Although the local folklore holds that the village's name came about from the story in which "Charlemagne had the Würgassen dwellers strangled in the lanes for reverting to heathen customs", or in German, "Karl der Große hat die Würgasser wegen eines Rückfalles in heidnische Sitten in den Gassen erwürgen lassen", this is certainly untrue. Rather, the village's original name was Wirrigsen, more closely akin to the terms Wirura (the Weser) and Gisen (bubble up). As late as the early 20th century, the Weser at Würgassen was still underlain by a good many rocks, so that the water was churned up.

The villagers who did not work in agriculture in earlier days hired themselves out foremost as sailors in the shipping on the river Weser.

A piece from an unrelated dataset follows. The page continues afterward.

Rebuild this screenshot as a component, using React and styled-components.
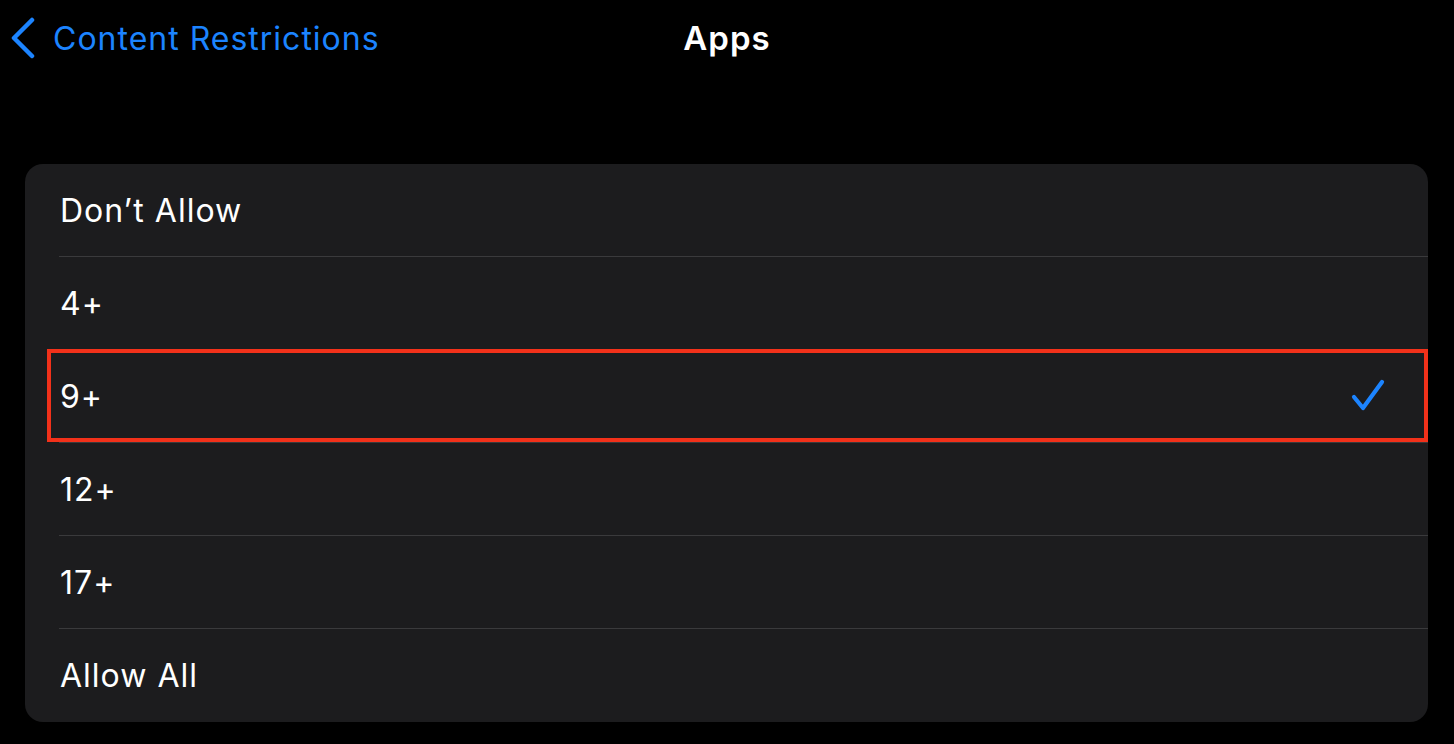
import React from 'react';
import styled, { createGlobalStyle } from 'styled-components';

const GlobalStyle = createGlobalStyle`
  html, body {
    margin: 0;
    padding: 0;
    background: #000;
  }
  body {
    font-family: Inter, "Open Sans", sans-serif;
    -webkit-font-smoothing: antialiased;
  }
`;

const options = ["Don’t Allow", '4+', '9+', '12+', '17+', 'Allow All'];
const selected = '9+';

const App = () => {
  return (
    <>
      <GlobalStyle />
      <Page>
        <NavBar>
          <BackButton>
            <svg width="26" height="42" viewBox="0 0 26 42" fill="none">
              <path d="M22 3 L4 21 L22 39" stroke="#1c84ff" strokeWidth="4.5" strokeLinecap="round" strokeLinejoin="round" />
            </svg>
            <BackLabel>Content Restrictions</BackLabel>
          </BackButton>
          <Title>Apps</Title>
        </NavBar>
        <Card>
          {options.map((label, i) => (
            <Row key={label} last={i === options.length - 1}>
              <Label>{label}</Label>
              {label === selected && (
                <>
                  <svg width="36" height="34" viewBox="0 0 36 34" fill="none">
                    <path d="M3 18 L12 29 L31 3" stroke="#1c84ff" strokeWidth="4.2" strokeLinecap="round" strokeLinejoin="round" />
                  </svg>
                  <Highlight />
                </>
              )}
            </Row>
          ))}
        </Card>
      </Page>
    </>
  );
};

export default App;

const Page = styled.div`
  width: 1454px;
  height: 744px;
  background: #000;
  overflow: hidden;
`;

const NavBar = styled.div`
  position: relative;
  height: 76px;
  display: flex;
  align-items: center;
  justify-content: center;
`;

const BackButton = styled.div`
  position: absolute;
  left: 10px;
  top: 17px;
  display: flex;
  align-items: center;
  gap: 17px;
`;

const BackLabel = styled.span`
  color: #1c84ff;
  font-size: 32px;
  font-weight: 400;
  letter-spacing: 1px;
`;

const Title = styled.h1`
  margin: 0;
  color: #fff;
  font-size: 33px;
  font-weight: 600;
  letter-spacing: 1px;
`;

const Card = styled.div`
  margin: 88px 26px 0 25px;
  background: #1c1c1e;
  border-radius: 18px;
`;

const Row = styled.div`
  position: relative;
  height: ${p => (p.last ? '93px' : '92px')};
  margin-left: 34px;
  padding-right: 41px;
  display: flex;
  align-items: center;
  justify-content: space-between;
  border-bottom: ${p => (p.last ? 'none' : '1px solid #3a3a3c')};
`;

const Label = styled.span`
  color: #fff;
  font-size: 32px;
  font-weight: 400;
  letter-spacing: 1px;
  padding-left: 1px;
`;

const Highlight = styled.div`
  position: absolute;
  left: -12px;
  right: 0;
  top: -1px;
  bottom: 0;
  border: 4px solid #f2311a;
  pointer-events: none;
`;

In the 1970s, many people were employed at the newly built Würgassen Nuclear Power Plant, which was abandoned in 1995 and is now being dismantled.

== Politics ==
The current mayor of Beverungen is Tino Wenkel of the CDU, who has been serving as mayor since 2025. In the 2025 local elections he was elected with 72,51 % of the vote.

=== City council ===
After the 2025 local elections, the Beverungen city council is composed as follows:

! colspan=2| Party
! Votes
! %
! +/-
! Seats
! +/-

| Party |  | Votes | % | +/- | Seats | +/- |
|  | Christian Democratic Union (CDU) | 3,611 | 55.2 | +0.7 | 17 | ±0 |
|  | Social Democratic Party (SPD) | 1,086 | 16.6 | −4.6 | 5 | −1 |
|  | Alternative for Germany (AfD) | 958 | 14.7 | New | 4 | New |
|  | Alliance 90/The Greens (Grüne) | 557 | 8.5 | −7.6 | 3 | −2 |
|  | Free Democratic Party (FDP) | 257 | 3.9 | −4.3 | 1 | −1 |
|  | Independent Hennemann | 71 | 1.1 | New | 0 | New |
| Valid votes |  | 6,540 | 98.9 |  |  |  |
| Invalid votes |  | 70 | 1.1 |  |  |  |
| Total |  | 6,610 | 100.0 |  | 30 | ±0 |
| Electorate/voter turnout |  | 10,766 | 61.4 |  |  |  |
Source: City of Beverungen

=== Coat of arms ===
Beverungen's civic coat of arms might heraldically be described thus: In azure three fleurs-de-lis argent, two above, one below.

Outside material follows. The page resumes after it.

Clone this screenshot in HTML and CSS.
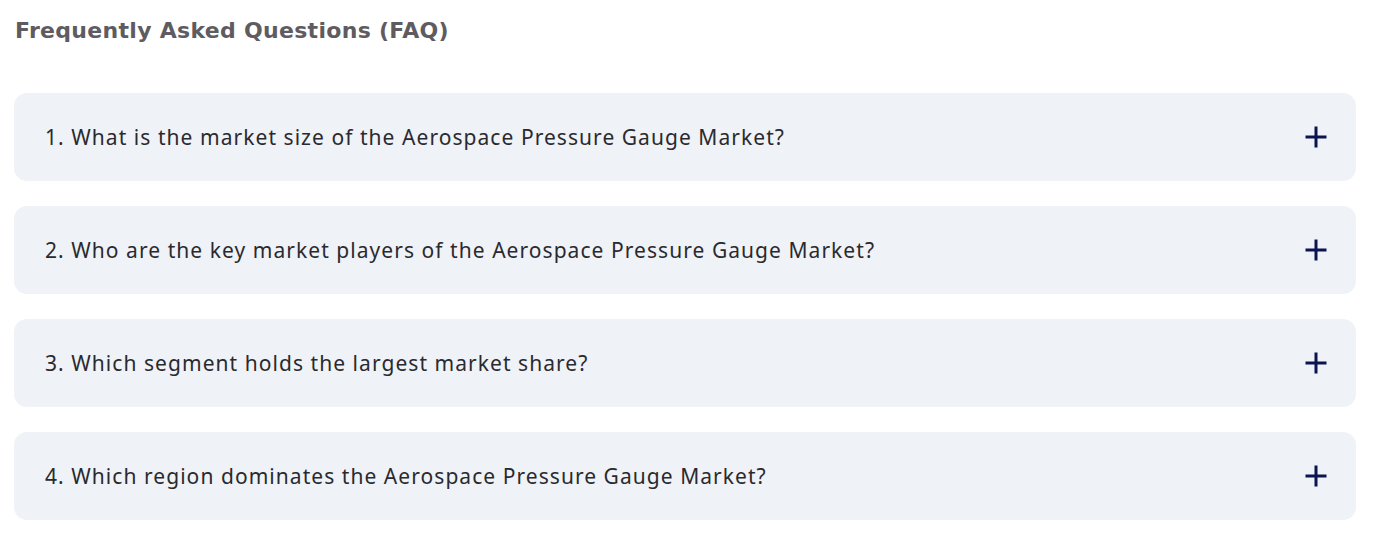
FILE: index.html
```html
<!DOCTYPE html>
<html lang="en">
<head>
<meta charset="utf-8">
<title>FAQ</title>
<link rel="stylesheet" href="styles.css">
</head>
<body>
<section class="faq">
  <h2 class="faq-title">Frequently Asked Questions (FAQ)</h2>
  <div class="faq-list">
    <div class="faq-item"><span class="faq-q">1. What is the market size of the Aerospace Pressure Gauge Market?</span><span class="faq-plus"><svg width="22" height="22" viewBox="0 0 22 22"><path d="M11 0.5v21M0.5 11h21" stroke="#0b1450" stroke-width="3" fill="none"/></svg></span></div>
    <div class="faq-item"><span class="faq-q">2. Who are the key market players of the Aerospace Pressure Gauge Market?</span><span class="faq-plus"><svg width="22" height="22" viewBox="0 0 22 22"><path d="M11 0.5v21M0.5 11h21" stroke="#0b1450" stroke-width="3" fill="none"/></svg></span></div>
    <div class="faq-item"><span class="faq-q">3. Which segment holds the largest market share?</span><span class="faq-plus"><svg width="22" height="22" viewBox="0 0 22 22"><path d="M11 0.5v21M0.5 11h21" stroke="#0b1450" stroke-width="3" fill="none"/></svg></span></div>
    <div class="faq-item"><span class="faq-q">4. Which region dominates the Aerospace Pressure Gauge Market?</span><span class="faq-plus"><svg width="22" height="22" viewBox="0 0 22 22"><path d="M11 0.5v21M0.5 11h21" stroke="#0b1450" stroke-width="3" fill="none"/></svg></span></div>
  </div>
</section>
</body>
</html>
```
FILE: styles.css
```css
html, body { margin: 0; padding: 0; background: #fff; }
.faq { padding: 15px 22px 0 14px; }
.faq-title {
  margin: 0 0 0 1px;
  font-family: "DejaVu Sans", sans-serif;
  font-weight: 700;
  font-size: 22px;
  letter-spacing: 0.3px;
  line-height: 32px;
  color: #5e5b61;
}
.faq-list {
  margin-top: 46px;
  display: flex;
  flex-direction: column;
  gap: 25px;
}
.faq-item {
  height: 88px;
  box-sizing: border-box;
  background: #eff2f7;
  border-radius: 13px;
  padding: 0 29px 0 31px;
  display: flex;
  align-items: center;
  justify-content: space-between;
}
.faq-q {
  font-family: "Noto Sans", sans-serif;
  font-size: 21px;
  letter-spacing: 1.05px;
  color: #2a2a2e;
}
.faq-plus { display: flex; }
```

The fleur-de-lis only appeared in the town's official seal in the 17th century. At first, there was only one, but the now familiar design with three came into use in the 18th century. The charge is believed to represent the Bishop of Paderborn. The arms were officially conferred on 12 May 1917, and confirmed in 1970.

The current arms do not bear any likeness to the original town seal, which came into use at the time when Beverungen was granted town rights. This seal showed a town gate and Saint Vitus.

== Economy and infrastructure ==

=== Transport ===
Beverungen is served by Lauenförde-Beverungen station on the Solling Railway (Sollingbahn) in the neighbouring community of Lauenförde, which is close to Beverungen. Trains run hourly to Ottbergen and Bodenfelde; from Bodenfelde, trains run to either Northeim or Göttingen. From Ottbergen there are connections to Altenbeken, Paderborn and Holzminden. Furthermore, the constituent community of Wehrden has a halt on the same line.

=== Public institutions ===
- Public Internet café
- Festival hall
- Würgassen nuclear power station (derelict)

=== Education ===
Beverungen has a school centre with a Hauptschule, a Realschule and a Gymnasium to which go students not only from Beverungen, but also from the neighbouring communities of Lauenförde in Lower Saxony and Trendelburg-Langental in Hesse.

== Events ==
In Beverungen, a shooting festival is held every other year. Every year at Whitsun, the "Orange-Blossom-Special" – a music festival hosted by the local record label/mail order company, Glitterhouse Records – is held. Some 2000 visitors attend from all over Europe.